== EXTRACTED DATA

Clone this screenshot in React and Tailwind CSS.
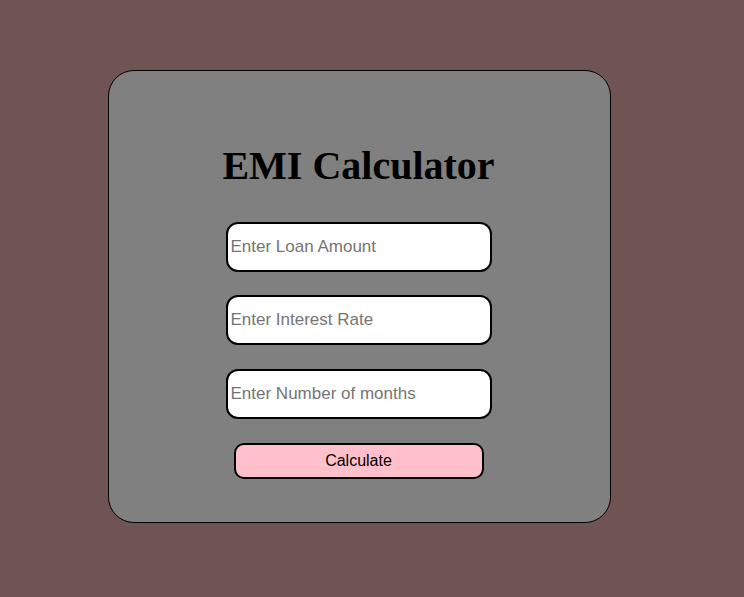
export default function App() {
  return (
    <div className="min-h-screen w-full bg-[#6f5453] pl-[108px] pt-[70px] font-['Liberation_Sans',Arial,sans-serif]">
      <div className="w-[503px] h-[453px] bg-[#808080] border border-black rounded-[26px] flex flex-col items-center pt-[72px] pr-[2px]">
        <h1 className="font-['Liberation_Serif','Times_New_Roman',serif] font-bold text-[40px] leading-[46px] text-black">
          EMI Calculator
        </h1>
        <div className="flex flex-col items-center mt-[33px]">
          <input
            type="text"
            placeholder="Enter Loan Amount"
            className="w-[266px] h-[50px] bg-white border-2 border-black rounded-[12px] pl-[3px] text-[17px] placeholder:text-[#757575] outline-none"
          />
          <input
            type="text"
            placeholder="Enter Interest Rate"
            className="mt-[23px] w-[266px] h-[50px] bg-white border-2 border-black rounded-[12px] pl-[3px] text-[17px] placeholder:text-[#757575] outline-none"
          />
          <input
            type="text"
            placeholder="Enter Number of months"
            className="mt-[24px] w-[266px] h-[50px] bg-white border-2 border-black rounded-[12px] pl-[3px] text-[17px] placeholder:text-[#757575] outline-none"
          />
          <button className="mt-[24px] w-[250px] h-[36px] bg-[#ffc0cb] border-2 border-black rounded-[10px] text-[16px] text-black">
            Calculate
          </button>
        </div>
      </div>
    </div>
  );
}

====
== EXTRACTED DATA

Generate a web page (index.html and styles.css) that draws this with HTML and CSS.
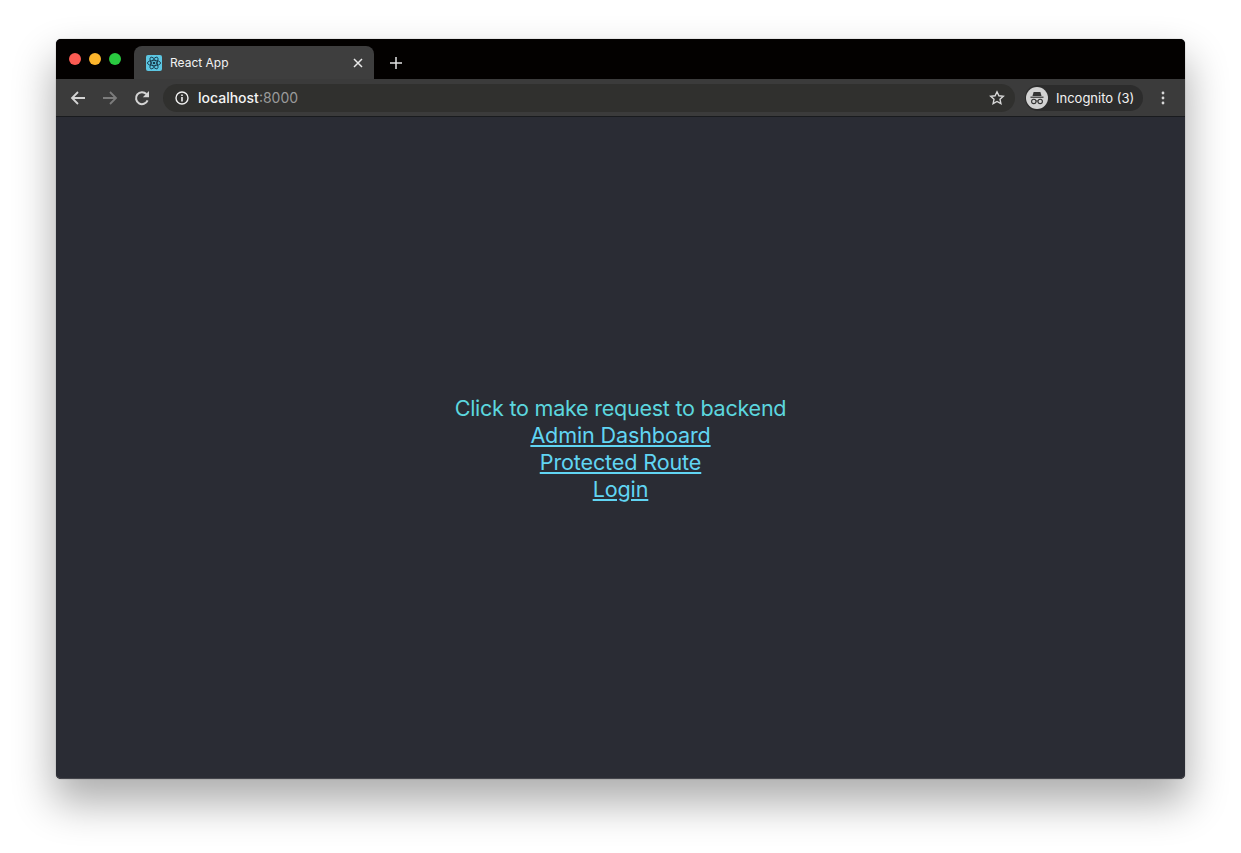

====
== EXTRACTED DATA

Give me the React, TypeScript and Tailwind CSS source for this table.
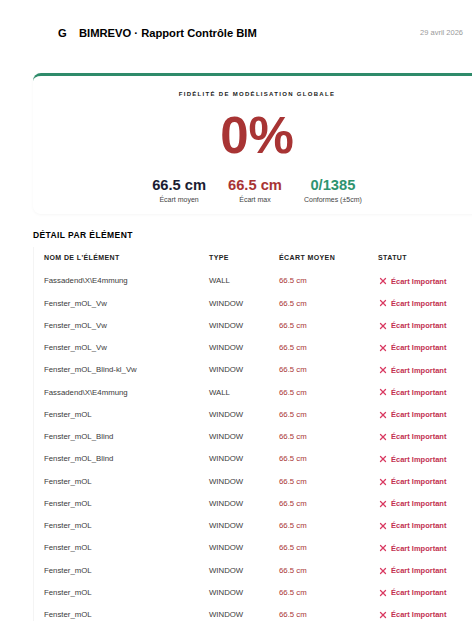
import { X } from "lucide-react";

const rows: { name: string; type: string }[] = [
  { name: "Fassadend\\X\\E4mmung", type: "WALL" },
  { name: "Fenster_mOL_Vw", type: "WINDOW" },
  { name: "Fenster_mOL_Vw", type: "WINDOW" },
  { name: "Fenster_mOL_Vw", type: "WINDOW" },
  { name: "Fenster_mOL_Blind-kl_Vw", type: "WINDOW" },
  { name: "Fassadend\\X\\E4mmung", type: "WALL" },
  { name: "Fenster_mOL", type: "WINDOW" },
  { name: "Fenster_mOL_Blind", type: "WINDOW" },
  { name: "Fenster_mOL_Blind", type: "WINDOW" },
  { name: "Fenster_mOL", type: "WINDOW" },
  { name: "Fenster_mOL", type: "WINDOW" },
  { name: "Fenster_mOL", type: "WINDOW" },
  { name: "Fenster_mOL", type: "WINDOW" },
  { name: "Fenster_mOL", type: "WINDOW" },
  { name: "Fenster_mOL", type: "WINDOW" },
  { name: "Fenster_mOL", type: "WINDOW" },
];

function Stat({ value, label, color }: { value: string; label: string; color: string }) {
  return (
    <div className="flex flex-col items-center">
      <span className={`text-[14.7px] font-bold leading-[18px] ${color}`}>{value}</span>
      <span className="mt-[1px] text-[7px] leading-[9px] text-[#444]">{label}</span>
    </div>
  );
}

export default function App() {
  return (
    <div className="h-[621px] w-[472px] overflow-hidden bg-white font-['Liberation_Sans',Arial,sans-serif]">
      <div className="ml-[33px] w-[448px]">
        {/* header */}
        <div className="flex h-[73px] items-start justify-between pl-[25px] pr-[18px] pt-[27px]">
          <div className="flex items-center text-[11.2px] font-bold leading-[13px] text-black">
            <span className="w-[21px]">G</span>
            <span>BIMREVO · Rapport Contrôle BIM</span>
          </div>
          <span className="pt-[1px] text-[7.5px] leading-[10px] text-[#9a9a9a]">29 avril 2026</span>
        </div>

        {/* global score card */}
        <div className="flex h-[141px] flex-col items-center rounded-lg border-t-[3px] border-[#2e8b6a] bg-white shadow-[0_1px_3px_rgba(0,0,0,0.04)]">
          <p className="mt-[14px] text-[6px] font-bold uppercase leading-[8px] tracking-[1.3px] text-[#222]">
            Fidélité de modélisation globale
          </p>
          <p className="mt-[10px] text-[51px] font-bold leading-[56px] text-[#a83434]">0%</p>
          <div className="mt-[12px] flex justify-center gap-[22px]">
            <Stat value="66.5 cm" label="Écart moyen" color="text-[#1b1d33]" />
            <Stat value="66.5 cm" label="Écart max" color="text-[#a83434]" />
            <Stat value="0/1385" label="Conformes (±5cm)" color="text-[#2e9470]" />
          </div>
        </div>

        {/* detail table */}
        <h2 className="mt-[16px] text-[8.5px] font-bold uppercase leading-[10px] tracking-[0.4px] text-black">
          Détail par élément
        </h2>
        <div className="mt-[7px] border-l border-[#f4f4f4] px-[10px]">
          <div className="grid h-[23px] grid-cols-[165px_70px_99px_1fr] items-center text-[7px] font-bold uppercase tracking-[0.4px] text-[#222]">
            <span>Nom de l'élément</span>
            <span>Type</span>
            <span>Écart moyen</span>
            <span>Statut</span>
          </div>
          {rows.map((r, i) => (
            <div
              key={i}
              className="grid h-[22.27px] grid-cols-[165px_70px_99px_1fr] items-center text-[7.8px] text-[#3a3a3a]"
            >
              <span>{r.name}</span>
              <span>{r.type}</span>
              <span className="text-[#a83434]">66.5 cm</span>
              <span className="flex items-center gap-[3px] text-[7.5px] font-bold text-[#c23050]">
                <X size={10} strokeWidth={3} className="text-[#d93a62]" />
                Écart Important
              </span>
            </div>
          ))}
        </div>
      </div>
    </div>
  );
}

====

_REQUIRED WORK_:
Find the word "table" in the entries, and copy every line it shows up in.

_EXPECTED ANSWER_:
Give me the React, TypeScript and Tailwind CSS source for this table.
        {/* detail table */}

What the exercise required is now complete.